We used Analog Devices SHARC DSPs in our first DiGiCo digital console, the D5 Live, when the company was formed in 2002. We’d been using them since 1996 in the post-production consoles made by Soundtracs, the company bought and built on by DiGiCo, so it was a technology we were very familiar with. It was certainly the right one to continue with at that point, but we were already investigating different processing options and deciding what would be the right thing for DiGiCo’s products in the future.

We decided on the use of FPGAs (field-programmable gate array chips), which, combined with our propriety Stealth Digital Processing (DiGiCo’s first use of a single large-scale FPGA for audio processing, and another significant development for us), became the core of the SD range of consoles and continues to be the heart of the audio in our new S21 console.

Today there are three technologies commonly used to process audio: DSP, FPGA and, more recently, Intel or similar X86 processors such as the i7. They all do a similar job, so why did DiGiCo choose the FPGA approach over the other two, and how is it still the best approach?

I’ve already mentioned that DSP has been around the longest. FPGAs suitable for use as audio processors became available at the start of the 21st century, around the same time as the first iterations of the i7 style of processor. Over the years, all three technologies have progressed: SHARC DSPs from Analog Devices are now on their fourth generation, and the i7 is currently on its fifth generation, soon to be sixth. While FPGA vendors have progressed (in a similar way in terms of hardware), the tools for compiling the devices have also got more efficient.

On its own, DSP and Intel chips are similar in the way they process audio: ie one thing at a time. Using multiple DSPs means a lot of the work can now be done in parallel, in a similar way to FPGA, but the audio engine becomes very complicated and large – 40 DSP chips takes up a lot of space and are often spread over multiple printed circuit boards with interconnections. This can make it less reliable than a single PCB design with one or two chips, such as our Stealth engine. It will also require a lot more power than a single FPGA, creating a lot more heat, which can create other design risks and challenges.

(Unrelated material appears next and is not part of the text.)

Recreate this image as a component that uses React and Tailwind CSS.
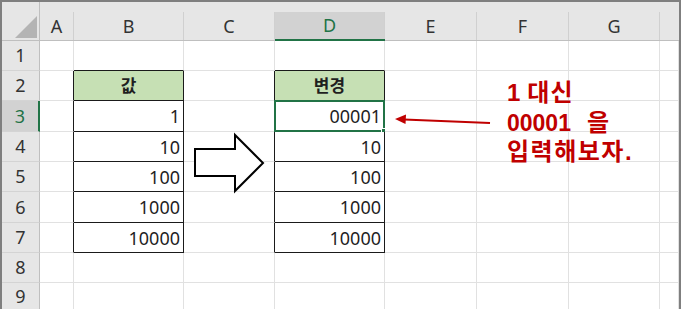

So what about the Intel approach? The i7 was designed for desktop PC-type applications, so it doesn’t have the flexible I/O functionality for interfacing to audio devices. The I/O is pretty much limited to PCIe Ethernet and USB, making interfacing to standard (non-network) audio interfaces complex. For example, to create a MADI port, you may need a special PCIe interface from the CPU to a dedicated MADI block. This is expensive and requires a lot of hardware and special driver software. With FPGAs, you just connect their pins to a simple buffer chip and you have a MADI I/O. Simplicity in a design like this often means more long-term reliability and a lower latency.

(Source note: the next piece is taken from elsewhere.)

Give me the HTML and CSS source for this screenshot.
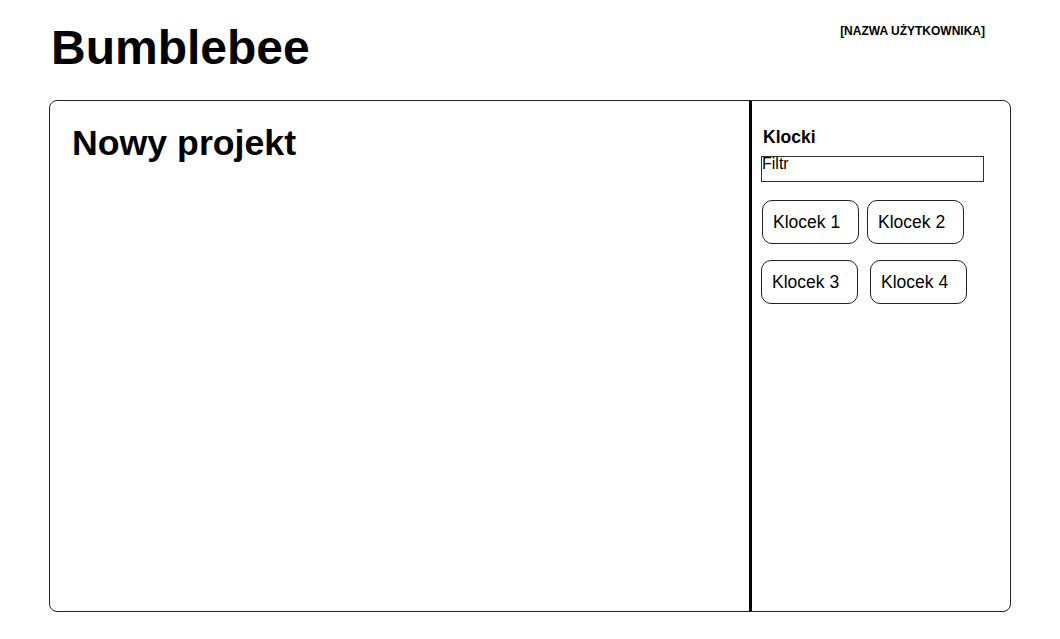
FILE: index.html
```html
<!DOCTYPE html>
<html lang="pl">
<head>
<meta charset="utf-8">
<title>Bumblebee</title>
<link rel="stylesheet" href="styles.css">
</head>
<body>
<header class="header">
  <h1 class="logo">Bumblebee</h1>
  <div class="user">[NAZWA UŻYTKOWNIKA]</div>
</header>
<main class="frame">
  <section class="canvas">
    <h2 class="project-title">Nowy projekt</h2>
  </section>
  <aside class="sidebar">
    <h3 class="sidebar-title">Klocki</h3>
    <div class="filter">Filtr</div>
    <div class="blocks">
      <div class="row row-1">
        <div class="block">Klocek 1</div>
        <div class="block">Klocek 2</div>
      </div>
      <div class="row row-2">
        <div class="block">Klocek 3</div>
        <div class="block">Klocek 4</div>
      </div>
    </div>
  </aside>
</main>
</body>
</html>
```
FILE: styles.css
```css
html, body {
  margin: 0;
  padding: 0;
  background: #fff;
}
body {
  font-family: "Liberation Sans", Arial, sans-serif;
  color: #000;
  width: 1060px;
  height: 639px;
  overflow: hidden;
}
.header {
  box-sizing: border-box;
  height: 100px;
  padding: 24px 75px 0 51px;
  display: flex;
  justify-content: space-between;
  align-items: flex-start;
}
.logo {
  margin: 0;
  font-size: 48px;
  line-height: 48px;
  font-weight: bold;
}
.user {
  margin-top: 1px;
  font-size: 12px;
  line-height: 12px;
  font-weight: bold;
}
.frame {
  box-sizing: border-box;
  margin-left: 49px;
  width: 962px;
  height: 512px;
  border: 1px solid #222;
  border-radius: 8px;
  display: flex;
}
.canvas {
  box-sizing: border-box;
  width: 702px;
  border-right: 3px solid #000;
  padding: 24px 0 0 22px;
}
.project-title {
  margin: 0;
  font-size: 35.7px;
  line-height: 36px;
  font-weight: bold;
}
.sidebar {
  flex: 1;
  padding: 28px 0 0 9px;
}
.sidebar-title {
  margin: 0 0 0 2px;
  font-size: 17.5px;
  line-height: 17px;
  font-weight: bold;
}
.filter {
  box-sizing: border-box;
  margin-top: 10px;
  width: 223px;
  height: 26px;
  border: 1px solid #333;
  font-size: 16px;
  line-height: 13px;
}
.blocks {
  margin-top: 18px;
  display: flex;
  flex-direction: column;
  gap: 16px;
}
.row {
  display: flex;
}
.row-1 {
  margin-left: 1px;
  gap: 8px;
}
.row-2 {
  gap: 12px;
}
.block {
  box-sizing: border-box;
  width: 97px;
  height: 44px;
  border: 1px solid #222;
  border-radius: 10px;
  padding-left: 10px;
  display: flex;
  align-items: center;
  font-size: 17.5px;
}
```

The Intel i7 and similar are not easy to scale down as the complexity of their I/O remains for all levels of audio engines. It also has a much higher power consumption than the equivalent FPGA design, which means an active cooling system is normally required, as well as an operating system to make it work, and this can be very expensive to develop time-wise. You could use a third-party OS but, again, that’s an additional cost and complication.

In the demands of the live audio world boot time is also an important factor. When you use an FPGA, the device can be up and passing audio in a second or two. This is particularly important after a power cut. X86 processors require the BIOS to boot first, followed by its operating system, before finally allowing the audio to flow. This is simply too long when you need to get up and running fast.

DiGiCo SD7 FPGA boardWhat’s more, the FPGA approach requires a single PCB that can sit within the console surface, using the same power supplies, reducing the risk of external connection failure.

Our designs have to stand the test of time so our users and clients have time to get a return on their investment. In contrast to this, Intel processors generally have a limited product life cycle; they change models every few years. This means that a console using them will have to have its hardware frequently updated or risk being left behind. Conversely, despite FPGA devices continuing to evolve, their manufacturers will supply current versions for between 10 and 20 years and they still benefit from the enhancements to the development tools. Our product upgrade program shows how effective this is, with more features being able to be added over the lifetime of our products.

It’s often the case that the engine control software in a PC-based console will be running on one of the cores of the CPU in the audio engine. This normally runs on a non-real-time operating system, such as Windows or Linux. If the control software crashes and has to be rebooted, the audio will be lost. The only way around this is to have two processors running separately, again increasing complexity and cost. Designing one processor for audio and application control with no fail-safe is like having all your eggs in one basket.

It took us five years to make FPGA work exactly how we wanted it to, but it has so many advantages, including scalability; a very fast boot time, delivering almost instant audio; future-proofing, with designs that can migrate from one generation to another using common design tools and don’t require an operating system to run; lower latency; low power consumption; and the FPGA audio engine is much simpler to manufacture.

So if they are so good, why doesn’t everyone use them? The simple answer is the initial development time. DiGiCo took around five years to develop its first FPGA-based product. It requires a special skillset to achieve this. Programming in a high level language for X86/i7 processors does get a product to market quicker, but, as we’ve seen, it has disadvantages.

One console manufacturer implied recently, when discussing their new X86-based product, that it was simply unfeasible to deliver the number of channels and processing power that a console would require using standard DSP or FPGA.

Maybe for them – but Calrec, part of the Audiotonix Group, has been doing more than their quoted channel number for years by using a low number of FPGAs in extremely demanding applications.
There is no doubt that using FPGAs has allowed us to dramatically expand the capabilities of our entire SD range without making any changes to the basic hardware of the product: all upgrades and expansions have been achieved solely through firmware and software. This is all down to the use of FPGAs, and is the simple reason why we will continue to use them for the foreseeable future.